_Raw data_
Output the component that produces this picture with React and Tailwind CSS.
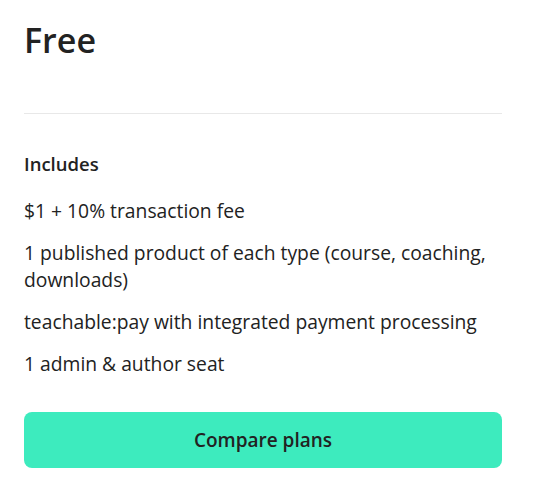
const items = [
  "$1 + 10% transaction fee",
  "1 published product of each type (course, coaching, downloads)",
  "teachable:pay with integrated payment processing",
  "1 admin & author seat",
];

export default function App() {
  return (
    <div className="min-h-screen bg-white font-['Open_Sans',sans-serif] text-[#222222]">
      <div className="ml-6 w-[478px] pt-[18px]">
        <h1 className="text-[34px] leading-[44px] font-semibold">Free</h1>
        <div className="mt-[51px] h-px bg-[#e8e8e8]" />
        <h2 className="mt-9 text-[18.5px] leading-[27px] font-semibold">Includes</h2>
        <ul className="mt-5 flex flex-col gap-[15px] text-[19.3px] leading-[27px]">
          {items.map((item) => (
            <li key={item}>{item}</li>
          ))}
        </ul>
        <button className="mt-[35px] flex h-14 w-full items-center justify-center rounded-lg bg-[#3debbe] text-[19px] font-semibold text-[#222222]">
          Compare plans
        </button>
      </div>
    </div>
  );
}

_Exercise_
Omit every picture, then repeat the remaining data exactly as it appears above.

_Expected answer_
Output the component that produces this picture with React and Tailwind CSS.
const items = [
  "$1 + 10% transaction fee",
  "1 published product of each type (course, coaching, downloads)",
  "teachable:pay with integrated payment processing",
  "1 admin & author seat",
];

export default function App() {
  return (
    <div className="min-h-screen bg-white font-['Open_Sans',sans-serif] text-[#222222]">
      <div className="ml-6 w-[478px] pt-[18px]">
        <h1 className="text-[34px] leading-[44px] font-semibold">Free</h1>
        <div className="mt-[51px] h-px bg-[#e8e8e8]" />
        <h2 className="mt-9 text-[18.5px] leading-[27px] font-semibold">Includes</h2>
        <ul className="mt-5 flex flex-col gap-[15px] text-[19.3px] leading-[27px]">
          {items.map((item) => (
            <li key={item}>{item}</li>
          ))}
        </ul>
        <button className="mt-[35px] flex h-14 w-full items-center justify-center rounded-lg bg-[#3debbe] text-[19px] font-semibold text-[#222222]">
          Compare plans
        </button>
      </div>
    </div>
  );
}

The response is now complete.